During periods of high solar activity, the belts can "inflate" and become more energetic, posing a risk of electrostatic discharge or "bit flips" in satellite memory. By understanding the ultimate physical limits of particle acceleration, space weather forecasters can better predict the "worst-case scenarios" for solar storms. If we know the absolute ceiling of energy a belt can provide, engineers can design spacecraft shielding that is optimized for those specific limits, potentially saving billions of dollars in lost equipment.
Conclusion: The Elegance of Universal Laws
The work of Adnane Osmane and the University of Helsinki represents a shift in how we view the cosmos.

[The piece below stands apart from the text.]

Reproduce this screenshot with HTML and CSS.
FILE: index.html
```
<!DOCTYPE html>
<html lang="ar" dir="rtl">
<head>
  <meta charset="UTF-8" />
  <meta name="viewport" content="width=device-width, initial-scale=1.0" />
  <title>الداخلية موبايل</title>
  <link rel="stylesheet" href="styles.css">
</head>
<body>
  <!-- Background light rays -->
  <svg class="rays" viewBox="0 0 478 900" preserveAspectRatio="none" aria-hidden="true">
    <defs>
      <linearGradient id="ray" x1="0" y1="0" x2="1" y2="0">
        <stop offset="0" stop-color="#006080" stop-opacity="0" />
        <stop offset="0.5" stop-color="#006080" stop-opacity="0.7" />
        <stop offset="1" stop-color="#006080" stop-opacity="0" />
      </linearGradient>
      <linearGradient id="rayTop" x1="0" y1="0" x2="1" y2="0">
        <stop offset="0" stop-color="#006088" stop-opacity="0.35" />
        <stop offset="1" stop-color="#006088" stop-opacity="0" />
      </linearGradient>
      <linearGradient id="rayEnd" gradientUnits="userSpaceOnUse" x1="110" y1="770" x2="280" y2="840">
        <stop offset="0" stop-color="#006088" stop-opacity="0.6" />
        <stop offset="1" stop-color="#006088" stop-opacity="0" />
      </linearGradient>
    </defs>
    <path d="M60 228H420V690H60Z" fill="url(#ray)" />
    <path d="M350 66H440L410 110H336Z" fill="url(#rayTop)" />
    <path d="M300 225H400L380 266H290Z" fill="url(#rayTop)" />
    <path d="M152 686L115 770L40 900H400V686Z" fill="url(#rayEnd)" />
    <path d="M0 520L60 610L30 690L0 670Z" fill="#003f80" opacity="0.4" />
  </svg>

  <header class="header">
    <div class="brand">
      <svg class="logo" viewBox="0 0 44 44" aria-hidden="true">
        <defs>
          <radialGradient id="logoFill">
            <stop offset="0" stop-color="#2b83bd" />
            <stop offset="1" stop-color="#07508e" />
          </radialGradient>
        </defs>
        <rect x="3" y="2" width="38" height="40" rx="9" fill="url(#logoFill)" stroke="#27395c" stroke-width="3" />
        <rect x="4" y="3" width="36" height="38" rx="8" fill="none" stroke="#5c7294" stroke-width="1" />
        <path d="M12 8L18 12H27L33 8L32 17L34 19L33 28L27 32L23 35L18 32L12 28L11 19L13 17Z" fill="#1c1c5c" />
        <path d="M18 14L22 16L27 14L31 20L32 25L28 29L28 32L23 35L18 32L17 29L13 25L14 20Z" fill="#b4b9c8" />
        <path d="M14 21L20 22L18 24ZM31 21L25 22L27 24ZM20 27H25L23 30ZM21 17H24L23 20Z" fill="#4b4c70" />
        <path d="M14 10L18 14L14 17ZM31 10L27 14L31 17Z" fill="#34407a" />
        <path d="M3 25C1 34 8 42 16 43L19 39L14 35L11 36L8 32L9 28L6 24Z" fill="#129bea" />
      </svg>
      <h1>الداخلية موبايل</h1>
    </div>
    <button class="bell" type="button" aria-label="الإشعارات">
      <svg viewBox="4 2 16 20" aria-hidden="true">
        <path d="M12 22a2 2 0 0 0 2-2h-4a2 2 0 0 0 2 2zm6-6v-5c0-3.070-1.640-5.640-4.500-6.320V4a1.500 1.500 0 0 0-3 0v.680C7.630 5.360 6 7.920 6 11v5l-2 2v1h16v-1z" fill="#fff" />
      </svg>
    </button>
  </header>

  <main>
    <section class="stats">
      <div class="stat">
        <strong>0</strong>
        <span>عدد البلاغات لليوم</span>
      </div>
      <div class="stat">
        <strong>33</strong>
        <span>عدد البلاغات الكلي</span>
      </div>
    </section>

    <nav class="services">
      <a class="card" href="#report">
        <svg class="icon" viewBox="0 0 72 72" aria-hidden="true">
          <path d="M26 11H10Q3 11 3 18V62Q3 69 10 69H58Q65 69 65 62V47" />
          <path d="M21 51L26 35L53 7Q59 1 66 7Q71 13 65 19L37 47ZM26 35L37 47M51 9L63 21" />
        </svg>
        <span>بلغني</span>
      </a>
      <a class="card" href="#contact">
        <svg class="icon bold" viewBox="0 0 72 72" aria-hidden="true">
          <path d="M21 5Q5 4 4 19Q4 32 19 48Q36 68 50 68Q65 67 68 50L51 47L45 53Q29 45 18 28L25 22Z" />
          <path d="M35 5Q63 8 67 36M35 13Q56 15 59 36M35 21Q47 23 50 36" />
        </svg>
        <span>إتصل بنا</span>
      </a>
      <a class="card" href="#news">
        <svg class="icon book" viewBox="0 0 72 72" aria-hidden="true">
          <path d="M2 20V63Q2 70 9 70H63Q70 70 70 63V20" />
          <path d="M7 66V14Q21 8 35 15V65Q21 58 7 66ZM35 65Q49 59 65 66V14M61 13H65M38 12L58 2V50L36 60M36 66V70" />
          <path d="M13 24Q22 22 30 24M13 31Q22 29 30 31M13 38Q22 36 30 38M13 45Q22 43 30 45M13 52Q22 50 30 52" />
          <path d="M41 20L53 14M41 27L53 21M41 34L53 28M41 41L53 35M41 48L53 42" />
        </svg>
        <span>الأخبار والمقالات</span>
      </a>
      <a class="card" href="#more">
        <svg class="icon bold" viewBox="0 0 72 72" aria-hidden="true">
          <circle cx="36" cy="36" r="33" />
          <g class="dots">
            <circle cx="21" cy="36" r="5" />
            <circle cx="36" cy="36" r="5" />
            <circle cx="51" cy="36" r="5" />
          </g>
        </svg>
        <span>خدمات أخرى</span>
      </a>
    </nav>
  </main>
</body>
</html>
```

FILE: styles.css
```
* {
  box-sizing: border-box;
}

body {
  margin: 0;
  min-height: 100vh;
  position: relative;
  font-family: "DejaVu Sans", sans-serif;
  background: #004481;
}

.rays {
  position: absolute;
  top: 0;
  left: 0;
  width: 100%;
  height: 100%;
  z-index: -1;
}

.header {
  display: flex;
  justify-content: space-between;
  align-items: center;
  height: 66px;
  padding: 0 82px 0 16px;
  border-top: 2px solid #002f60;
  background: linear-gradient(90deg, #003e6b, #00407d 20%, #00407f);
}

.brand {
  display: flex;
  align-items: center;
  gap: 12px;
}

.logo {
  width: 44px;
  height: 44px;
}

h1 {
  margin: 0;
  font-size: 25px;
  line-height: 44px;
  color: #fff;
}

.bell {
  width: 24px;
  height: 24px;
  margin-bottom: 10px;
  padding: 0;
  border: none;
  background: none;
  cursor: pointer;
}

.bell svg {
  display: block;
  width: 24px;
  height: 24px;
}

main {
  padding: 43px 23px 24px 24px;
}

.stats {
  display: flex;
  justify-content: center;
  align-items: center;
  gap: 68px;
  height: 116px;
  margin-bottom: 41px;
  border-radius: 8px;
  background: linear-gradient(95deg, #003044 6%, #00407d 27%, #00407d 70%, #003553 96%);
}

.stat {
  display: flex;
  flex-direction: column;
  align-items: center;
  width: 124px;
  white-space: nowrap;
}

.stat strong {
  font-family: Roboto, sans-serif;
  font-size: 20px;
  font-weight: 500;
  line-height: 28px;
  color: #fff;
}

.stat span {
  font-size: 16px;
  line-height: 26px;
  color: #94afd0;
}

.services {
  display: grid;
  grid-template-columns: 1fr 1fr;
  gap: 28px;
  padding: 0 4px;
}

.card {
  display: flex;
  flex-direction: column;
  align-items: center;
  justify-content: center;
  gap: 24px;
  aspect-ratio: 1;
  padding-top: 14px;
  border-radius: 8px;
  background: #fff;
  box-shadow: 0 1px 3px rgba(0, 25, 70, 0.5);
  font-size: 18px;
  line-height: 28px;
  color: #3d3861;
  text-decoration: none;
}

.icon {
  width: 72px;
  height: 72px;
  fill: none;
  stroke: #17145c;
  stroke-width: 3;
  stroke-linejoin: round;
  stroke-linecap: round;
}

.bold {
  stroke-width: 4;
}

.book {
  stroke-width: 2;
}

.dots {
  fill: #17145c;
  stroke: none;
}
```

It moves the study of planetary magnetospheres away from localized, case-by-case observations and toward a unified physical law. The realization that a single variable—surface magnetic field strength—can dictate the maximum energy of a planetary system simplifies our understanding of the universe’s most powerful natural accelerators.
As we look toward future missions, such as the European Space Agency’s JUICE (JUpiter ICy moons Explorer) and NASA’s Europa Clipper, this model will serve as a foundational guide. These missions will dive deep into the radiation-heavy environment of the Jovian system, and the data they return will likely provide the ultimate validation for the 7 TeV ceiling. In the vast, invisible architecture of the cosmos, the Helsinki model has finally provided a blueprint for the energy limits of the planetary shields that make life possible.